Signum Records is proud to announce the release of the latest recording by The King’s Singers: Gesualdo’s Tenebrae Responsories for Maundy Thursday.

The Italian Prince, Carlos Gesualdo, is probably most famous for the obsessive double murder of his first wife along with her lover, but his music is not always accredited with the same sense of celebrity.

Gesualdo is known in traditional history books as an amateur composer. His music is characterised by wild gesticulation and abrupt starts and stops, particular to a composer who just didn’t know what he was doing. However, the 20th century has now uncovered our composer’s place in history as part of a larger movement of Neapolitan artists, and as perhaps the most forward-thinking, expressive and sensual composer of his time.

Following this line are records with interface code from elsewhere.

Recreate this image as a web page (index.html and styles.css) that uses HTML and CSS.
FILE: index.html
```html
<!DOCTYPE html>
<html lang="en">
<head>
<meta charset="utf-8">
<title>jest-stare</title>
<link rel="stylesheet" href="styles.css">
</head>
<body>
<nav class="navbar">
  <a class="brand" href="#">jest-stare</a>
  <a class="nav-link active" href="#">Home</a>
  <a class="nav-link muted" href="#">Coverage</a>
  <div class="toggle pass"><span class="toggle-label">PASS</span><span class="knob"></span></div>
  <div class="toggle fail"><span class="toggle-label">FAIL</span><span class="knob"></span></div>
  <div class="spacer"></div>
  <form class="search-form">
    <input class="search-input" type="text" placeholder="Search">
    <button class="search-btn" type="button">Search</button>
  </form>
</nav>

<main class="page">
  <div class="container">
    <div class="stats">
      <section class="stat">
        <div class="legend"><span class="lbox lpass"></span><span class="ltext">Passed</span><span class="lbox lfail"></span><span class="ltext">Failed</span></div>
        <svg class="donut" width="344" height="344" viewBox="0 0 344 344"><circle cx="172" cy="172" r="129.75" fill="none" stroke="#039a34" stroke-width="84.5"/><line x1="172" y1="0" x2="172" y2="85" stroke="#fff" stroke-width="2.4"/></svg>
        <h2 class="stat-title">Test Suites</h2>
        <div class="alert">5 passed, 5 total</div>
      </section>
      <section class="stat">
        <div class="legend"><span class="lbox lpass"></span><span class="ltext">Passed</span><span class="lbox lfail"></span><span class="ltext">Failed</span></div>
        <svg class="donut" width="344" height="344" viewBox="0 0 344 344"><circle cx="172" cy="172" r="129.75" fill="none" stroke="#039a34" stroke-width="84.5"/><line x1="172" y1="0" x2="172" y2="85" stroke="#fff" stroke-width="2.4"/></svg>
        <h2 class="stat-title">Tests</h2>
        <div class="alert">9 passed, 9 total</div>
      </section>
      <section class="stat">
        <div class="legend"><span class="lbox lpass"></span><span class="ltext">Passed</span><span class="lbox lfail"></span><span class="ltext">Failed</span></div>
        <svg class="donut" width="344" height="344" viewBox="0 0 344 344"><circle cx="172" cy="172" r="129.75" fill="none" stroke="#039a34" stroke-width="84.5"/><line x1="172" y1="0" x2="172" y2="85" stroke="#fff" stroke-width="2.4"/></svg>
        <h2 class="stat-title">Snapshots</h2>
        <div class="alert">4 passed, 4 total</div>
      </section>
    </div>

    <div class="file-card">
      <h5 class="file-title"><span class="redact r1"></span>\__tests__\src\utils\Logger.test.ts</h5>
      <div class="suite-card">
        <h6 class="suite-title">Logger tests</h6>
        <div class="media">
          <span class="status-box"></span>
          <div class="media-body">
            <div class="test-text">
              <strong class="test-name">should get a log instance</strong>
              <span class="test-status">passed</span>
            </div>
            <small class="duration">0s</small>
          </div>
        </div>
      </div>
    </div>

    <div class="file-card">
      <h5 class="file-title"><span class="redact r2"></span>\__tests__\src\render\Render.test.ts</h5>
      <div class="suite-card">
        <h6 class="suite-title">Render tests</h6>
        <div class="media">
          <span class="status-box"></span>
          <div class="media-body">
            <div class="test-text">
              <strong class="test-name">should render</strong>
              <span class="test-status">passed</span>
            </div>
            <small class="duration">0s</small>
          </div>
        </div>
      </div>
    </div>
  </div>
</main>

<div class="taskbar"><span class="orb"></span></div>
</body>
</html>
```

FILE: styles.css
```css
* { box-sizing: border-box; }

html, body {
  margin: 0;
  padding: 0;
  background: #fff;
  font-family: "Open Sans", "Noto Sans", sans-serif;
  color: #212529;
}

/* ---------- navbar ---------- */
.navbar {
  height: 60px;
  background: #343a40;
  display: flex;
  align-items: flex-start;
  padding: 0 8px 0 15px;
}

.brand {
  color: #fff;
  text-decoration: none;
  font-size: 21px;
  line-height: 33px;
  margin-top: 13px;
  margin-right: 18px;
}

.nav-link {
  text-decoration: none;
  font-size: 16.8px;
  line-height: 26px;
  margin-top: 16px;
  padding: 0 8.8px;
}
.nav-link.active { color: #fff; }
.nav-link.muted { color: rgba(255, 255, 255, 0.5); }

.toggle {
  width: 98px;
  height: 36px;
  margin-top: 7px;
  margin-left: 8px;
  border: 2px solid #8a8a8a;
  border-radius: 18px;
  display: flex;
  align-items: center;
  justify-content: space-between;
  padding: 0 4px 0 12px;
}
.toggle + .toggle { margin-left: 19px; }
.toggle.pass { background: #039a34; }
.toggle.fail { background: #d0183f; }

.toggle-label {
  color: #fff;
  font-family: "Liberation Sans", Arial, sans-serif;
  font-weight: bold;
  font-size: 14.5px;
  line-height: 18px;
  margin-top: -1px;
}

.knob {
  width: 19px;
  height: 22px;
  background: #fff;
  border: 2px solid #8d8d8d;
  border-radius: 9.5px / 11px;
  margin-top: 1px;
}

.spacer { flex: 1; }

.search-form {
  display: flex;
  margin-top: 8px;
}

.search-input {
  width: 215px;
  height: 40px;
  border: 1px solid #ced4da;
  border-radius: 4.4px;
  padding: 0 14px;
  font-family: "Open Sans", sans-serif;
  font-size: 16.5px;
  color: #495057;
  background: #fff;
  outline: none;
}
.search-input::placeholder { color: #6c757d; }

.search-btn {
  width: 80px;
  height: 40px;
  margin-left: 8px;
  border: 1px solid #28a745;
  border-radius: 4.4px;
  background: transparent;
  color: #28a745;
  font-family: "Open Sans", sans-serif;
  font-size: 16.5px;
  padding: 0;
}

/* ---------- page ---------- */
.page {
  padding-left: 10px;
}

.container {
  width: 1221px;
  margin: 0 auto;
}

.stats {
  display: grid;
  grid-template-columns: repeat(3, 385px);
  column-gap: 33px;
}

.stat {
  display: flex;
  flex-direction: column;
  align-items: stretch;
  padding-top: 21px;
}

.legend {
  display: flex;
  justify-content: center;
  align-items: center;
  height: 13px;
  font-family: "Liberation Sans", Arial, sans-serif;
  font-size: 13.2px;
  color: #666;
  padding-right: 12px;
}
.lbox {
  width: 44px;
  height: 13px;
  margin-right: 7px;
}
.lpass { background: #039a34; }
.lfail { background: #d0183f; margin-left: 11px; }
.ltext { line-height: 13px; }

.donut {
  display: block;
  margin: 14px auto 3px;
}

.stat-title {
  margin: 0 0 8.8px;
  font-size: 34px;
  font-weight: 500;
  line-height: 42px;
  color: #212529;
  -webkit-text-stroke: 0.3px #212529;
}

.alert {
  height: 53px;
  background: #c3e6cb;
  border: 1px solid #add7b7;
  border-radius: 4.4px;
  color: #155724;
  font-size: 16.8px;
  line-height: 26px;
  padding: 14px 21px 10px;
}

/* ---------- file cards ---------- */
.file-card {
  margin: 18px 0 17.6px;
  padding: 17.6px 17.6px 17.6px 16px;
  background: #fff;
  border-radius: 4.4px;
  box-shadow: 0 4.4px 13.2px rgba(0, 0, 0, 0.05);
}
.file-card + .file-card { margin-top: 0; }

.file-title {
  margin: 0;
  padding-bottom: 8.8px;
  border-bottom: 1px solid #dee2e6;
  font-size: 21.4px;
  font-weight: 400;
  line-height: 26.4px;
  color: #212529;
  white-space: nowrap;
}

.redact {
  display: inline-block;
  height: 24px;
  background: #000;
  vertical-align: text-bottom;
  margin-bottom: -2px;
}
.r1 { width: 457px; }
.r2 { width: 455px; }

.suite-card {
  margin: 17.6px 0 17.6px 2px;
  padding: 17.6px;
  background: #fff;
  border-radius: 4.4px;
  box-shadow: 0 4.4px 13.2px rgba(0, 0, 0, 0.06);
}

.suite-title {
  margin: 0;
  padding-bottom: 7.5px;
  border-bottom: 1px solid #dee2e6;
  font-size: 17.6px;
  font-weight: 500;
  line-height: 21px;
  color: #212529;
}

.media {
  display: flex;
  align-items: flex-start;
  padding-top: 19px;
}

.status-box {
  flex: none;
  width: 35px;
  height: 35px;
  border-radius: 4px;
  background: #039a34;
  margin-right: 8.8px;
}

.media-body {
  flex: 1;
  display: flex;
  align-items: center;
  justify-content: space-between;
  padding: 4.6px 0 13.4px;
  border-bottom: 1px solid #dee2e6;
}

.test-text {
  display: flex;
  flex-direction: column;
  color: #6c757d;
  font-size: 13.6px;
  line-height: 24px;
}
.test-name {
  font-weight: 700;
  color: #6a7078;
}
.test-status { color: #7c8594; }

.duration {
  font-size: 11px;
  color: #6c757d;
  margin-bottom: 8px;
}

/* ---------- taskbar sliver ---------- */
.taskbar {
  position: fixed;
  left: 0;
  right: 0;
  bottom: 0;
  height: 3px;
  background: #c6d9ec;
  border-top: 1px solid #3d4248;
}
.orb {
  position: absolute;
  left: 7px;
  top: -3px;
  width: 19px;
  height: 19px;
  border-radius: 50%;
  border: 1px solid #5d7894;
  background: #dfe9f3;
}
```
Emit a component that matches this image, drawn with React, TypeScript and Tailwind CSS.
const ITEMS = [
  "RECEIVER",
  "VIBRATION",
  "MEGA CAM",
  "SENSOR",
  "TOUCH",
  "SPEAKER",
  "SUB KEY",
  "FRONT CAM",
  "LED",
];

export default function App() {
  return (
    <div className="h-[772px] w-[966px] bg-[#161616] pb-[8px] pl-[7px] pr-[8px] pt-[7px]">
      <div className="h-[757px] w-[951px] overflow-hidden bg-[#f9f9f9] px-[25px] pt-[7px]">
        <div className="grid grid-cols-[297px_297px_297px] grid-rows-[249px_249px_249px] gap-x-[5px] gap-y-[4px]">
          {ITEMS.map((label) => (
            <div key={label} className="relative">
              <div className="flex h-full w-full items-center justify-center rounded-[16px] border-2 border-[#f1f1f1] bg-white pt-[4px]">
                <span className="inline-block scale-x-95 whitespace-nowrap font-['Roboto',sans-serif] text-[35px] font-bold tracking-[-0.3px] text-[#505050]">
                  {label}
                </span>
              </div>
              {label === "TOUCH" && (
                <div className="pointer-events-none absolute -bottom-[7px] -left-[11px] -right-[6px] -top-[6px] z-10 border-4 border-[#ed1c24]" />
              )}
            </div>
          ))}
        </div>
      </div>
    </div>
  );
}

The King’s Singers were fascinated by the naked honesty that is heard within this 400 year old music. It is so startling that it keeps its freshness of surprise even on many repeated hearings. The music portrays a desperate and wretched, but also passionate and loving person who is set on composing "further out" than anyone else.

Gesualdo moved in the highest circles of Italy and was extremely wealthy. His decadent lifestyle allowed him to do and write exactly as he pleased, and at the tender age of 19 it brought him into close contact with one of the most attractive and admired women in Naples. Maria d’Avalos was twice widowed by the age of 25. Her marriage to Gesualdo was initially promising. However, Maria’s rich social life soon dominated the relationship and a profound and constant jealousy took possession of the young and highly sensitive composer. After four years of turmoil he hired professional murderers to assist him in killing wife and lover while they were in bed together. The violence and rage of the act is well-documented.

After the murder of Maria, Gesualdo suffered from severe and increasing feelings of guilt. Penitence never left him and he was moved to compose church music of a most black and self-reproachful nature. The programme on this CD represents part of the liturgy for the Matins Offices on the final three days of Holy Week, the Triduum Sacrum. Each of the Matins services is divided into three nocturns, each containing psalmody, three lessons and three responsaries.


What people are saying

"… searingly intense, with the singers’ clear, steady sound, beautifully judged changes of pace and dynamics …"

Daily Telegraph

  "The King’s Singers are always a treat to hear, … as with everything this inimitable, impeccably-tuned and balanced, stylish male sextet does, the chant is expertly accomplished, and the following multi-part responsories are sincerely felt and warmly resonant"

David Vernier,

    "… their reputation for after-dinner smoothness, the King’s Singers  …. all-male line-up  …. makes those grinding climaxes all the more tense and penetrating, and the attention given to word-painting is exemplary"

Ivan Hewitt, The Times

    "… a no holds barred, immaculately sung performance from the King’s Singers. Unmissable"

Classic FM Magazine

The King’s Singers

David Hurley
Robin Tyson
Paul Phoenix
Philip Lawson
Gabriel Crouch
Stephen Connolly

Release date:10th May 2004
Order code:SIGCD048
Barcode: 635212004821

Early Music Vol. XXXIII No. 2

Here is a challenge.  You have to devise a 70-minute recording of motets written by a single Renaissance composer, and to make it as engaging as possible for the listener.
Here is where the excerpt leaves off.